In this action for conversion, the defendant, Keith County Bank & Trust Company, appeals the $11,134 judgment entered against it pursuant to the verdict in favor of plaintiff-appellee, George T. Blanchette. Defendant bank assigns as error the district court’s (1) finding that the evidence supports the verdict, (2) overruling of its motion in limine, and (3) refusal to charge the jury with an instruction it requested. We affirm.

I. THE EVIDENCE

Blanchette is the sole shareholder and president of Consumers Protective Insurance Agency Limited, a corporation through which he sells insurance. He is also the assignee of Consumers’ interests in the subject matter of this litigation. In 1985, Consumers consigned a 1983 Cadillac automobile it owned to Fuller Motor Company, Inc., for sale. Fuller Motor sold the automobile, and the buyer financed the purchase through General Motors Acceptance Corporation. As a result, General Motors wrote a check to Fuller Motor in the sum of $ 11,134, which Fuller Motor, on April 8,1985, placed in its checking account with defendant bank as part of a $17,693.55 deposit.

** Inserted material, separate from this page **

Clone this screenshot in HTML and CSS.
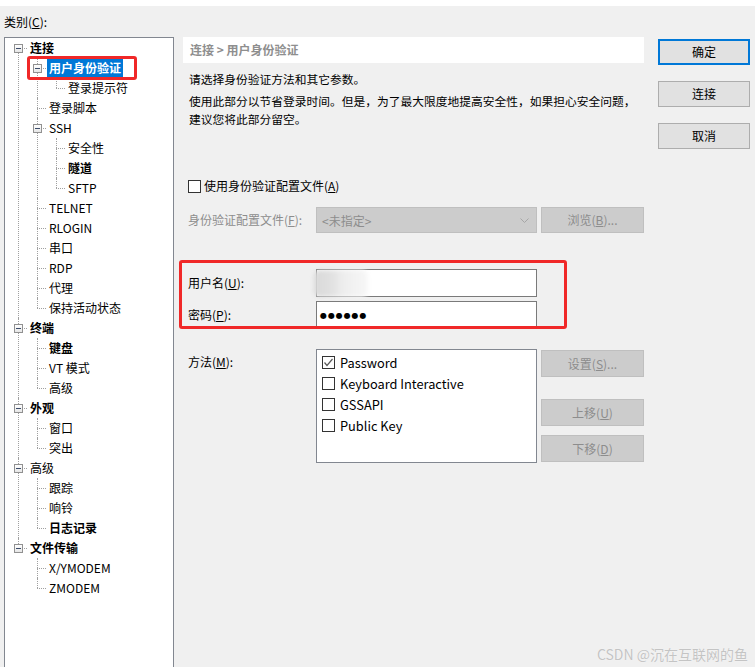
FILE: index.html
```html
<!DOCTYPE html>
<html lang="zh-CN">
<head>
<meta charset="utf-8">
<title>会话选项 - 用户身份验证</title>
<link rel="stylesheet" href="styles.css">
</head>
<body>
<div class="topstrip"></div>
<div class="window">
  <div class="left">
    <div class="cat-label">类别(<u>C</u>):</div>
    <div class="tree-box">
      <ul class="tree root">
        <li><div class="row"><span class="xbox"></span><span class="lbl b">连接</span></div>
          <ul class="tree">
            <li><div class="row"><span class="xbox"></span><span class="lbl b sel">用户身份验证</span><span class="annot"></span></div>
              <ul class="tree">
                <li><div class="row"><span class="lbl">登录提示符</span></div></li>
              </ul>
            </li>
            <li><div class="row"><span class="lbl">登录脚本</span></div></li>
            <li><div class="row"><span class="xbox"></span><span class="lbl">SSH</span></div>
              <ul class="tree">
                <li><div class="row"><span class="lbl">安全性</span></div></li>
                <li><div class="row"><span class="lbl b">隧道</span></div></li>
                <li><div class="row"><span class="lbl">SFTP</span></div></li>
              </ul>
            </li>
            <li><div class="row"><span class="lbl">TELNET</span></div></li>
            <li><div class="row"><span class="lbl">RLOGIN</span></div></li>
            <li><div class="row"><span class="lbl">串口</span></div></li>
            <li><div class="row"><span class="lbl">RDP</span></div></li>
            <li><div class="row"><span class="lbl">代理</span></div></li>
            <li><div class="row"><span class="lbl">保持活动状态</span></div></li>
          </ul>
        </li>
        <li><div class="row"><span class="xbox"></span><span class="lbl b">终端</span></div>
          <ul class="tree">
            <li><div class="row"><span class="lbl b">键盘</span></div></li>
            <li><div class="row"><span class="lbl">VT 模式</span></div></li>
            <li><div class="row"><span class="lbl">高级</span></div></li>
          </ul>
        </li>
        <li><div class="row"><span class="xbox"></span><span class="lbl b">外观</span></div>
          <ul class="tree">
            <li><div class="row"><span class="lbl">窗口</span></div></li>
            <li><div class="row"><span class="lbl">突出</span></div></li>
          </ul>
        </li>
        <li><div class="row"><span class="xbox"></span><span class="lbl">高级</span></div>
          <ul class="tree">
            <li><div class="row"><span class="lbl">跟踪</span></div></li>
            <li><div class="row"><span class="lbl">响铃</span></div></li>
            <li><div class="row"><span class="lbl b">日志记录</span></div></li>
          </ul>
        </li>
        <li><div class="row"><span class="xbox"></span><span class="lbl b">文件传输</span></div>
          <ul class="tree">
            <li><div class="row"><span class="lbl">X/YMODEM</span></div></li>
            <li><div class="row"><span class="lbl">ZMODEM</span></div></li>
          </ul>
        </li>
      </ul>
    </div>
  </div>

  <div class="main">
    <div class="crumb">连接 &gt; 用户身份验证</div>
    <p class="desc first">请选择身份验证方法和其它参数。</p>
    <p class="desc">使用此部分以节省登录时间。但是，为了最大限度地提高安全性，如果担心安全问题，<br>建议您将此部分留空。</p>

    <div class="chk-row"><span class="cb"></span><span>使用身份验证配置文件(<u>A</u>)</span></div>

    <div class="field-row profile">
      <span class="flabel disabled">身份验证配置文件(<u>F</u>):</span>
      <div class="select">
        <span>&lt;未指定&gt;</span>
        <svg class="chev" width="9" height="5" viewBox="0 0 9 5"><polyline points="0.5,0.5 4.5,4.5 8.5,0.5" fill="none" stroke="#a6a6a6" stroke-width="1"/></svg>
      </div>
      <div class="btn disabled">浏览(<u>B</u>)...</div>
    </div>

    <div class="creds">
      <div class="field-row user">
        <span class="flabel">用户名(<u>U</u>):</span>
        <div class="input"><span class="blur"></span></div>
      </div>
      <div class="field-row pass">
        <span class="flabel">密码(<u>P</u>):</span>
        <div class="input pw">●●●●●●</div>
      </div>
      <span class="annot-box"></span>
    </div>

    <div class="method-row">
      <span class="flabel mlabel">方法(<u>M</u>):</span>
      <div class="listbox">
        <div class="item"><span class="cb"><svg width="11" height="11" viewBox="0 0 11 11"><polyline points="1.5,5.5 4,8.5 9.5,2" fill="none" stroke="#5a5a5a" stroke-width="1.2"/></svg></span>Password</div>
        <div class="item"><span class="cb"></span>Keyboard Interactive</div>
        <div class="item"><span class="cb"></span>GSSAPI</div>
        <div class="item"><span class="cb"></span>Public Key</div>
      </div>
      <div class="side-btns">
        <div class="btn disabled">设置(<u>S</u>)...</div>
        <div class="btn disabled up">上移(<u>U</u>)</div>
        <div class="btn disabled">下移(<u>D</u>)</div>
      </div>
    </div>
  </div>

  <div class="buttons">
    <div class="btn action default">确定</div>
    <div class="btn action">连接</div>
    <div class="btn action">取消</div>
  </div>
</div>
<div class="watermark">CSDN @沉在互联网的鱼</div>
</body>
</html>
```

FILE: styles.css
```css
* { box-sizing: border-box; }
html, body {
  margin: 0;
  padding: 0;
}
body {
  width: 755px;
  height: 667px;
  overflow: hidden;
  position: relative;
  background: #f0f0f0;
  font-family: "Noto Sans CJK SC", "Noto Sans", sans-serif;
  font-size: 12px;
  color: #000;
}
u { text-decoration: underline; text-underline-offset: 1px; }

.topstrip { height: 6px; background: #ffffff; }

.window { display: flex; align-items: flex-start; }

/* left column */
.left { width: 177px; padding-left: 4px; }
.cat-label { height: 31px; padding-top: 8px; line-height: 16px; }
.tree-box {
  width: 170px;
  height: 660px;
  background: #fff;
  border: 1px solid #828790;
}
.tree { list-style: none; margin: 0; padding: 0; }
.tree .tree { margin-left: -4px; }
.tree li { position: relative; padding-left: 23px; }
.tree li::before {
  content: "";
  position: absolute;
  left: 13px; top: 10px; width: 9px;
  border-top: 1px dotted #a0a0a0;
}
.tree li::after {
  content: "";
  position: absolute;
  left: 13px; top: 0; bottom: 0;
  border-left: 1px dotted #a0a0a0;
}
.tree li:last-child::after { bottom: auto; height: 10px; }
.root > li:first-child::after { top: 10px; }
.row { height: 20px; display: flex; align-items: center; }
.lbl { line-height: 18px; padding: 0 2px; white-space: nowrap; }
.lbl.b { font-weight: bold; }
.lbl.sel { background: #0078d7; color: #fff; }
.xbox {
  position: absolute;
  left: 9px; top: 6px;
  width: 9px; height: 9px;
  background: linear-gradient(#ffffff, #e6e6e6);
  border: 1px solid #919191;
  z-index: 1;
}
.xbox::after {
  content: "";
  position: absolute;
  left: 1px; top: 3px; width: 5px; height: 1px;
  background: #3c4c6a;
}
.annot {
  position: absolute;
  left: 3px; top: -2px;
  width: 110px; height: 24px;
  border: 3px solid #f02828;
  border-radius: 3px;
  z-index: 2;
}

/* main column */
.main { width: 461px; margin-left: 6px; margin-top: 31px; }
.crumb {
  height: 26px;
  background: #fff;
  line-height: 26px;
  padding-left: 7px;
  color: #8e8e8e;
  font-weight: bold;
}
.desc {
  margin: 4px 0 0 0;
  padding-left: 6px;
  line-height: 18px;
  font-size: 11.75px;
  white-space: nowrap;
}
.desc.first { margin-top: 7px; }

.chk-row {
  margin-top: 49px;
  height: 18px;
  display: flex;
  align-items: center;
  padding-left: 5px;
  line-height: 18px;
}
.cb {
  width: 13px; height: 13px;
  border: 1px solid #333;
  background: #fff;
  margin-right: 3px;
  display: inline-flex;
  align-items: center;
  justify-content: center;
  flex: none;
}

.field-row { display: flex; align-items: center; }
.flabel { width: 133px; padding-left: 5px; line-height: 18px; white-space: nowrap; flex: none; }
.disabled { color: #8d8d8d; }
.profile { margin-top: 12px; height: 26px; }
.select {
  width: 221px; height: 26px;
  background: #cccccc;
  border: 1px solid #bfbfbf;
  color: #8d8d8d;
  display: flex;
  align-items: center;
  justify-content: space-between;
  padding: 0 7px 0 5px;
}
.btn {
  display: flex;
  align-items: center;
  justify-content: center;
  line-height: 18px;
}
.profile .btn { margin-left: 4px; width: 103px; height: 26px; }
.btn.disabled { background: #cccccc; border: 1px solid #bfbfbf; color: #8d8d8d; }

.creds { position: relative; margin-top: 36px; }
.input {
  width: 221px; height: 28px;
  background: #fff;
  border: 1px solid #7a7a7a;
  display: flex;
  align-items: center;
}
.pass { margin-top: 4px; }
.blur {
  display: block;
  width: 54px; height: 27px;
  margin-left: -3px;
  background: linear-gradient(90deg, #d9d9d9 0%, #e0e0e0 30%, #eeeeee 55%, #f7f7f7 100%);
  filter: blur(2px);
  border-radius: 6px;
}
.input.pw {
  padding-left: 3px;
  font-family: "DejaVu Sans", sans-serif;
  font-size: 8px;
  letter-spacing: 0.9px;
  color: #000;
}
.annot-box {
  position: absolute;
  left: -4px; top: -9px;
  width: 388px; height: 69px;
  border: 3px solid #f02828;
  border-radius: 3px;
}

.method-row { display: flex; align-items: flex-start; margin-top: 20px; }
.mlabel { margin-top: 4px; }
.listbox {
  width: 221px; height: 114px;
  background: #fff;
  border: 1px solid #828790;
  padding-top: 2px;
  font-size: 12.8px;
}
.item { height: 21px; display: flex; align-items: center; padding-left: 5px; white-space: nowrap; }
.item .cb { margin-right: 5px; }
.side-btns { margin-left: 4px; margin-top: 1px; width: 103px; display: flex; flex-direction: column; }
.side-btns .btn { height: 27px; margin-bottom: 9px; }
.side-btns .btn.up { margin-top: 13px; }

/* right buttons */
.buttons { margin-left: 14px; margin-top: 33px; width: 92px; display: flex; flex-direction: column; gap: 16px; }
.btn.action {
  height: 26px;
  background: #e1e1e1;
  border: 1px solid #adadad;
}
.btn.action.default { border: 2px solid #0078d7; }

.watermark {
  position: absolute;
  right: 7px; bottom: 4px;
  font-size: 14px;
  line-height: 18px;
  color: #c4c4c4;
  text-shadow: 0 0 1px #fff;
}
```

Blanchette in turn went to the First National Bank of Ogallala, which held a lien on Consumers’ automobile, to retrieve the title and deliver it to Fuller Motor. First National agreed, through its employee Doug Teaford, to release the lien noted on the certificate of title to the automobile in exchange for the money Blanchette was to receive from Fuller Motor. On April 5, 1985, Blanchette took the title to Fuller Motor and received a check in the sum of $11,600 drawn on Fuller Motor’s account with defendant bank payable to Blanchette’s order. Blanchette then endorsed the check over to First National to apply on Consumers’ indebtedness on the lien.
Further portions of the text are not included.